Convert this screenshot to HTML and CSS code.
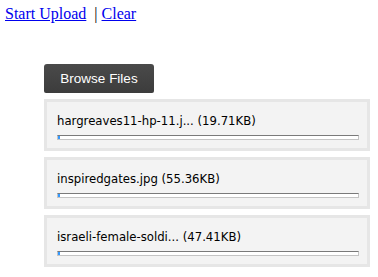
FILE: index.html
```html
<!DOCTYPE html>
<html lang="en">
<head>
    <meta charset="UTF-8">
    <title>Upload</title>
    <link rel="stylesheet" href="styles.css">
</head>
<body>
    <div class="links">
        <a href="#">Start Upload</a> &nbsp;|&nbsp;<a href="#">Clear</a>
    </div>

    <div class="uploader">
        <div class="browse">Browse Files</div>

        <div class="queue">
            <div class="item">
                <div class="name">hargreaves11-hp-11.j... (19.71KB)</div>
                <div class="bar"><div class="fill"></div></div>
            </div>
            <div class="item">
                <div class="name">inspiredgates.jpg (55.36KB)</div>
                <div class="bar"><div class="fill"></div></div>
            </div>
            <div class="item">
                <div class="name">israeli-female-soldi... (47.41KB)</div>
                <div class="bar"><div class="fill"></div></div>
            </div>
        </div>
    </div>
</body>
</html>
```

FILE: styles.css
```css
body {
    margin: 5px;
    font-family: "Liberation Serif", serif;
    font-size: 16px;
    background: #fff;
}
.links a {
    color: #0000ee;
}
.uploader {
    margin: 41px 0 0 39px;
    width: 326px;
}
.browse {
    width: 110px;
    height: 29px;
    line-height: 29px;
    text-align: center;
    background: linear-gradient(#4a4a4a, #3c3c3c);
    color: #fff;
    font-family: "Liberation Sans", sans-serif;
    font-size: 13.5px;
    border-radius: 3px 3px 2px 2px;
}
.queue {
    margin-top: 6px;
}
.item {
    border: 3px solid #e6e6e6;
    background: #f3f3f3;
    padding: 12px 8px 8px 10px;
    margin-bottom: 6px;
}
.name {
    font-family: "DejaVu Sans", Verdana, sans-serif;
    font-size: 11.7px;
    line-height: 14px;
    color: #000;
}
.bar {
    margin-top: 7px;
    height: 3px;
    border: 1px solid #c4c4c4;
    border-top-color: #7a7a7a;
    background: #fff;
}
.fill {
    width: 2px;
    height: 3px;
    background: #3399ff;
}
```
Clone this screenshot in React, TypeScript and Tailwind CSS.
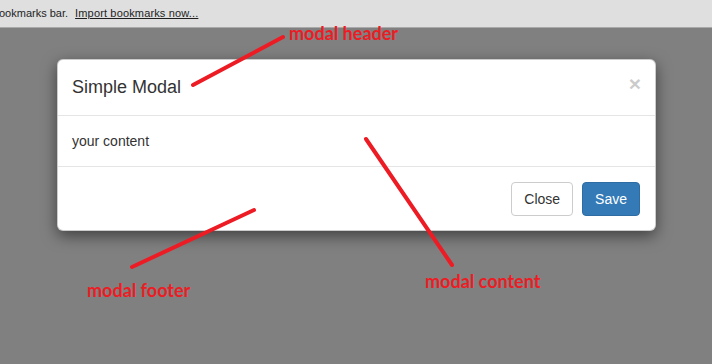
export default function App() {
  return (
    <div className="relative w-[712px] h-[364px] overflow-hidden bg-[#808080]" style={{ fontFamily: '"Liberation Sans", Arial, sans-serif' }}>
      <div className="h-[28px] bg-[#dfdfdf] border-b border-[#a9a9a9] flex items-center text-[11px] text-[#1e1e1e]" style={{ fontFamily: '"Liberation Sans", Arial, sans-serif' }}>
        <span className="-ml-[1px]">ookmarks bar.</span>
        <span className="ml-[7px] underline tracking-[0.15px]">Import bookmarks now...</span>
      </div>
      <div className="pt-[31px]">
        <div className="ml-[57px] w-[599px] bg-white rounded-[6px] border border-black/20 shadow-[0_5px_15px_rgba(0,0,0,0.5)] text-[#333]">
          <div className="px-[15px] py-[15px] border-b border-[#e5e5e5] flex items-start justify-between">
            <h4 className="text-[18px] leading-[25px] -ml-[1px]">Simple Modal</h4>
            <span className="text-[21px] font-bold leading-[20px] text-black opacity-20 -mr-[1px] -mt-[1px]">×</span>
          </div>
          <div className="pt-[15px] pb-[15px] pr-[15px] pl-[14px] text-[14px] leading-[20px]">your content</div>
          <div className="px-[15px] pt-[15px] pb-[14px] border-t border-[#e5e5e5] flex justify-end gap-[9px]">
            <button className="px-[12px] h-[34px] text-[14px] border border-[#ccc] rounded-[4px] bg-white text-[#333]">Close</button>
            <button className="px-[12px] h-[34px] text-[14px] border border-[#2e6da4] rounded-[4px] bg-[#337ab7] text-white">Save</button>
          </div>
        </div>
      </div>
      <svg className="absolute inset-0" width="712" height="364">
        <g stroke="#ed1c24" strokeWidth="4" strokeLinecap="round">
          <line x1="193" y1="85" x2="283" y2="37" />
          <line x1="366" y1="139" x2="452" y2="265" />
          <line x1="254" y1="210" x2="132" y2="267" />
        </g>
      </svg>
      <div className="absolute left-[289px] top-[23px] text-[18px] font-bold text-[#ed1c24] leading-[20px]" style={{ fontFamily: 'Lato, "Open Sans", sans-serif' }}>modal header</div>
      <div className="absolute left-[425px] top-[271px] text-[18px] font-bold text-[#ed1c24] leading-[20px]" style={{ fontFamily: 'Lato, "Open Sans", sans-serif' }}>modal content</div>
      <div className="absolute left-[87px] top-[280px] text-[18px] font-bold text-[#ed1c24] leading-[20px]" style={{ fontFamily: 'Lato, "Open Sans", sans-serif' }}>modal footer</div>
    </div>
  );
}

──────────────────────────────

Instructions for the task. Without including the pictures, return each record above exactly as it stands.

Task answer.
Convert this screenshot to HTML and CSS code.
FILE: index.html
```html
<!DOCTYPE html>
<html lang="en">
<head>
    <meta charset="UTF-8">
    <title>Upload</title>
    <link rel="stylesheet" href="styles.css">
</head>
<body>
    <div class="links">
        <a href="#">Start Upload</a> &nbsp;|&nbsp;<a href="#">Clear</a>
    </div>

    <div class="uploader">
        <div class="browse">Browse Files</div>

        <div class="queue">
            <div class="item">
                <div class="name">hargreaves11-hp-11.j... (19.71KB)</div>
                <div class="bar"><div class="fill"></div></div>
            </div>
            <div class="item">
                <div class="name">inspiredgates.jpg (55.36KB)</div>
                <div class="bar"><div class="fill"></div></div>
            </div>
            <div class="item">
                <div class="name">israeli-female-soldi... (47.41KB)</div>
                <div class="bar"><div class="fill"></div></div>
            </div>
        </div>
    </div>
</body>
</html>
```

FILE: styles.css
```css
body {
    margin: 5px;
    font-family: "Liberation Serif", serif;
    font-size: 16px;
    background: #fff;
}
.links a {
    color: #0000ee;
}
.uploader {
    margin: 41px 0 0 39px;
    width: 326px;
}
.browse {
    width: 110px;
    height: 29px;
    line-height: 29px;
    text-align: center;
    background: linear-gradient(#4a4a4a, #3c3c3c);
    color: #fff;
    font-family: "Liberation Sans", sans-serif;
    font-size: 13.5px;
    border-radius: 3px 3px 2px 2px;
}
.queue {
    margin-top: 6px;
}
.item {
    border: 3px solid #e6e6e6;
    background: #f3f3f3;
    padding: 12px 8px 8px 10px;
    margin-bottom: 6px;
}
.name {
    font-family: "DejaVu Sans", Verdana, sans-serif;
    font-size: 11.7px;
    line-height: 14px;
    color: #000;
}
.bar {
    margin-top: 7px;
    height: 3px;
    border: 1px solid #c4c4c4;
    border-top-color: #7a7a7a;
    background: #fff;
}
.fill {
    width: 2px;
    height: 3px;
    background: #3399ff;
}
```
Clone this screenshot in React, TypeScript and Tailwind CSS.
export default function App() {
  return (
    <div className="relative w-[712px] h-[364px] overflow-hidden bg-[#808080]" style={{ fontFamily: '"Liberation Sans", Arial, sans-serif' }}>
      <div className="h-[28px] bg-[#dfdfdf] border-b border-[#a9a9a9] flex items-center text-[11px] text-[#1e1e1e]" style={{ fontFamily: '"Liberation Sans", Arial, sans-serif' }}>
        <span className="-ml-[1px]">ookmarks bar.</span>
        <span className="ml-[7px] underline tracking-[0.15px]">Import bookmarks now...</span>
      </div>
      <div className="pt-[31px]">
        <div className="ml-[57px] w-[599px] bg-white rounded-[6px] border border-black/20 shadow-[0_5px_15px_rgba(0,0,0,0.5)] text-[#333]">
          <div className="px-[15px] py-[15px] border-b border-[#e5e5e5] flex items-start justify-between">
            <h4 className="text-[18px] leading-[25px] -ml-[1px]">Simple Modal</h4>
            <span className="text-[21px] font-bold leading-[20px] text-black opacity-20 -mr-[1px] -mt-[1px]">×</span>
          </div>
          <div className="pt-[15px] pb-[15px] pr-[15px] pl-[14px] text-[14px] leading-[20px]">your content</div>
          <div className="px-[15px] pt-[15px] pb-[14px] border-t border-[#e5e5e5] flex justify-end gap-[9px]">
            <button className="px-[12px] h-[34px] text-[14px] border border-[#ccc] rounded-[4px] bg-white text-[#333]">Close</button>
            <button className="px-[12px] h-[34px] text-[14px] border border-[#2e6da4] rounded-[4px] bg-[#337ab7] text-white">Save</button>
          </div>
        </div>
      </div>
      <svg className="absolute inset-0" width="712" height="364">
        <g stroke="#ed1c24" strokeWidth="4" strokeLinecap="round">
          <line x1="193" y1="85" x2="283" y2="37" />
          <line x1="366" y1="139" x2="452" y2="265" />
          <line x1="254" y1="210" x2="132" y2="267" />
        </g>
      </svg>
      <div className="absolute left-[289px] top-[23px] text-[18px] font-bold text-[#ed1c24] leading-[20px]" style={{ fontFamily: 'Lato, "Open Sans", sans-serif' }}>modal header</div>
      <div className="absolute left-[425px] top-[271px] text-[18px] font-bold text-[#ed1c24] leading-[20px]" style={{ fontFamily: 'Lato, "Open Sans", sans-serif' }}>modal content</div>
      <div className="absolute left-[87px] top-[280px] text-[18px] font-bold text-[#ed1c24] leading-[20px]" style={{ fontFamily: 'Lato, "Open Sans", sans-serif' }}>modal footer</div>
    </div>
  );
}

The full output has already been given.